Ariane Ehrat: Als international ausgerichtete Destination kommt mit der Globalisierung ein unglaublicher Druck auf uns zu. Wenn ich sehe, was in Singapur oder in Malaysia oder überhaupt in Südostasien touristisch veranstaltet wird, wie ein Sechs-Sterne-Hotel nach dem anderen hochgezogen wird, werde ich schon nachdenklich. Denn die Menschen reisen schnell heute, und die Preise dort sind kompetitiv. Das Engadin ist von diesen Entwicklungen natürlich tangiert.
Ariane Ehrat: Der globale Konkurrenzkampf hat sich in den vergangenen zehn Jahren massiv verstärkt. Ich musste bei Amtsantritt deshalb ganz dringend in die Diversifikation des Marktportfolios investieren. Auch, weil das Engadin traditionell überdurchschnittlich viele italienische Gäste empfängt, was in einem gewissen Sinne eben immer auch ein gewisses Risiko darstellt. Im Grunde hätten wir bereits vor zehn Jahren mit dieser Diversifikation in neue Märkte beginnen sollen.

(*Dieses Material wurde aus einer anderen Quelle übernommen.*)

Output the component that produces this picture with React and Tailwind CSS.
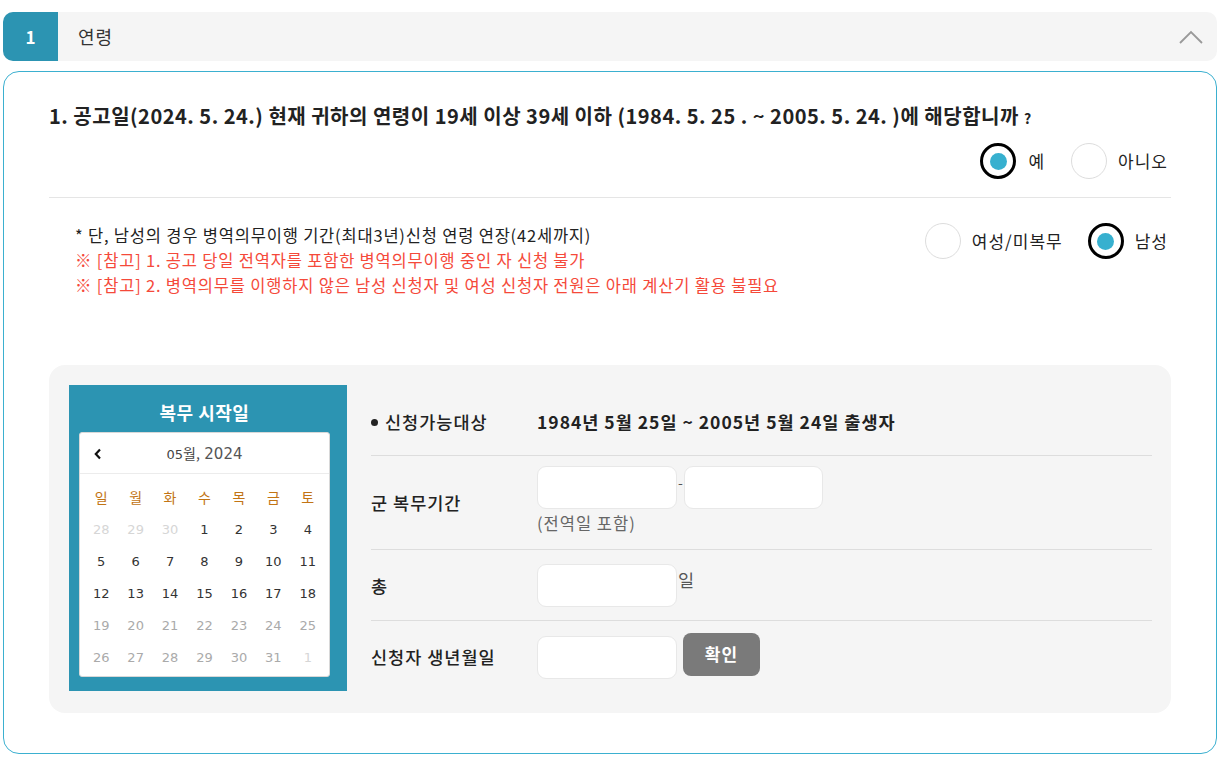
import React from "react";

const font = { fontFamily: '"Noto Sans CJK KR", "Noto Sans", sans-serif' };

function Radio({ checked }) {
  return checked ? (
    <span className="flex h-[36px] w-[36px] shrink-0 items-center justify-center rounded-full border-[3px] border-black bg-white">
      <span className="h-[17px] w-[17px] rounded-full bg-[#37b0cf]" />
    </span>
  ) : (
    <span className="h-[36px] w-[36px] shrink-0 rounded-full border border-[#dddddd] bg-white" />
  );
}

const weeks = [
  [["28", "o"], ["29", "o"], ["30", "o"], ["1", "d"], ["2", "d"], ["3", "d"], ["4", "d"]],
  [["5", "d"], ["6", "d"], ["7", "d"], ["8", "d"], ["9", "d"], ["10", "d"], ["11", "d"]],
  [["12", "d"], ["13", "d"], ["14", "d"], ["15", "d"], ["16", "d"], ["17", "d"], ["18", "d"]],
  [["19", "f"], ["20", "f"], ["21", "f"], ["22", "f"], ["23", "f"], ["24", "f"], ["25", "f"]],
  [["26", "f"], ["27", "f"], ["28", "f"], ["29", "f"], ["30", "f"], ["31", "f"], ["1", "o"]],
];

function Calendar() {
  return (
    <div className="flex h-[306px] w-[278px] shrink-0 flex-col bg-[#2c94b2] pl-[10px]">
      <div className="flex h-[47px] w-[251px] items-center justify-center pt-[7px] text-[18px] font-bold tracking-[0.5px] text-white">
        복무 시작일
      </div>
      <div className="h-[245px] w-[251px] rounded-[3px] border border-[#d8d8d8] bg-white">
        <div className="relative flex h-[41px] items-center justify-center border-b border-[#ececec] pt-[3px]">
          <svg className="absolute left-[13px] top-[15px]" width="10" height="12" viewBox="0 0 10 12">
            <path d="M7 1.5 L2.8 6 L7 10.5" fill="none" stroke="#111" strokeWidth="2.2" />
          </svg>
          <span className="text-[14px] text-[#444]" style={{ fontFamily: '"DejaVu Sans", "Noto Sans CJK KR", sans-serif' }}>
            <span className="text-[13px]">05</span><span style={font} className="text-[14px]">월,</span> <span className="text-[15px] text-[#555]">2024</span>
          </span>
        </div>
        <div className="grid grid-cols-7 px-[4px] pt-[9px] text-center" style={{ fontFamily: 'Tahoma, "DejaVu Sans", sans-serif' }}>
          {["일", "월", "화", "수", "목", "금", "토"].map((d) => (
            <div key={d} className="h-[32px] text-[14px] leading-[28px] text-[#c27414]" style={font}>{d}</div>
          ))}
          {weeks.flat().map(([n, t], i) => (
            <div
              key={i}
              className={
                "h-[32px] text-[13px] leading-[30px] " +
                (t === "d" ? "text-[#333]" : t === "f" ? "text-[#aaaaaa]" : "text-[#d6d6d6]")
              }
            >
              {n}
            </div>
          ))}
        </div>
      </div>
    </div>
  );
}

function Input({ w = "w-[140px]" }) {
  return <div className={`h-[43px] ${w} shrink-0 rounded-[9px] border border-[#e8e8e8] bg-white`} />;
}

export default function App() {
  return (
    <div className="min-h-[764px] w-[1220px] bg-white px-[3px] pt-[12px]" style={font}>
      {/* header */}
      <div className="flex h-[49px] items-center overflow-hidden rounded-[10px] bg-[#f5f5f5]">
        <div className="flex h-full w-[55px] items-center justify-center bg-[#2c94b2] text-[17px] font-bold text-white">1</div>
        <div className="ml-[20px] flex-1 text-[18px] tracking-[1px] text-[#333]">연령</div>
        <svg className="mr-[14px]" width="24" height="14" viewBox="0 0 24 14">
          <path d="M1 13 L12 2 L23 13" fill="none" stroke="#999" strokeWidth="1.8" />
        </svg>
      </div>

      {/* card */}
      <div className="mt-[10px] h-[683px] rounded-[16px] border border-[#3bb0d0] px-[45px]">
        <div className="whitespace-nowrap pt-[29px] text-[20px] font-bold tracking-[0.5px] text-[#222]">
          1. 공고일(2024. 5. 24.) 현재 귀하의 연령이 19세 이상 39세 이하 (1984. 5. 25 . ~ 2005. 5. 24. )에 해당합니까 <span className="text-[14px]">?</span>
        </div>
        <div className="mt-[12px] flex items-center justify-end pr-[3px]">
          <Radio checked />
          <span className="ml-[12px] mr-[26px] text-[17px] tracking-[1px] text-[#222]">예</span>
          <Radio />
          <span className="ml-[11px] text-[17px] tracking-[1px] text-[#222]">아니오</span>
        </div>
        <div className="mt-[18px] border-t border-[#e5e5e5]" />

        <div className="flex justify-between pt-[25px]">
          <div className="whitespace-nowrap pl-[26px] text-[16.5px] leading-[25px] tracking-[0.8px]">
            <div className="text-[#222]">* 단, 남성의 경우 병역의무이행 기간(최대3년)신청 연령 연장(42세까지)</div>
            <div className="text-[#f5493a]">※ [참고] 1. 공고 당일 전역자를 포함한 병역의무이행 중인 자 신청 불가</div>
            <div className="text-[#f5493a]">※ [참고] 2. 병역의무를 이행하지 않은 남성 신청자 및 여성 신청자 전원은 아래 계산기 활용 불필요</div>
          </div>
          <div className="flex items-start pr-[3px]">
            <Radio />
            <span className="ml-[11px] mr-[25px] text-[17px] leading-[36px] tracking-[1px] text-[#222]">여성/미복무</span>
            <Radio checked />
            <span className="ml-[11px] text-[17px] leading-[36px] tracking-[1px] text-[#222]">남성</span>
          </div>
        </div>

        {/* calculator */}
        <div className="mt-[67px] flex rounded-[16px] bg-[#f5f5f5] p-[20px] pr-[19px]">
          <Calendar />
          <div className="ml-[24px] flex-1 text-[17.5px] tracking-[1px] text-[#222]">
            <div className="flex h-[71px] items-center border-b border-[#dddddd] pt-[4px]">
              <span className="w-[166px] font-medium">
                <span className="mr-[7px] inline-block h-[7px] w-[7px] -translate-y-[3px] rounded-full bg-[#222]" />신청가능대상
              </span>
              <span className="font-bold">1984년 5월 25일 ~ 2005년 5월 24일 출생자</span>
            </div>
            <div className="flex h-[94px] border-b border-[#dddddd] pt-[10px]">
              <span className="w-[166px] pt-[24px] font-medium">군 복무기간</span>
              <div>
                <div className="flex items-start">
                  <Input />
                  <span className="mx-[1px] mt-[6px] text-[14px] tracking-normal text-[#555]">-</span>
                  <Input w="w-[139px]" />
                </div>
                <div className="mt-[2px] text-[16.5px] text-[#666]">(전역일 포함)</div>
              </div>
            </div>
            <div className="flex h-[71px] items-center border-b border-[#dddddd]">
              <span className="w-[166px] pt-[2px] font-medium">총</span>
              <Input />
              <span className="-mt-[10px] ml-[1px] text-[#555]">일</span>
            </div>
            <div className="flex h-[72px] items-center">
              <span className="w-[166px] font-medium">신청자 생년월일</span>
              <Input />
              <button className="-mt-[6px] ml-[6px] h-[43px] w-[77px] rounded-[8px] bg-[#7a7a7a] text-[17px] font-bold tracking-[1px] text-white">확인</button>
            </div>
          </div>
        </div>
      </div>
    </div>
  );
}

Ariane Ehrat: Das ist sicherlich das Gute daran. Wir haben nun die Werte, die Markenwelt und das Handwerkszeug, das es braucht, um diese wunderbare Gegend hier touristisch optimal zu vermarkten. Wir sind auch flexibel genug, um bei jeder Eventualität den richtigen Pfeil aus dem Köcher nehmen zu können, unabhängig davon, was auf uns zukommt. Da bin ich überzeugt: Die Inhalte, die wir jetzt erarbeitet haben, sind das, was zählt.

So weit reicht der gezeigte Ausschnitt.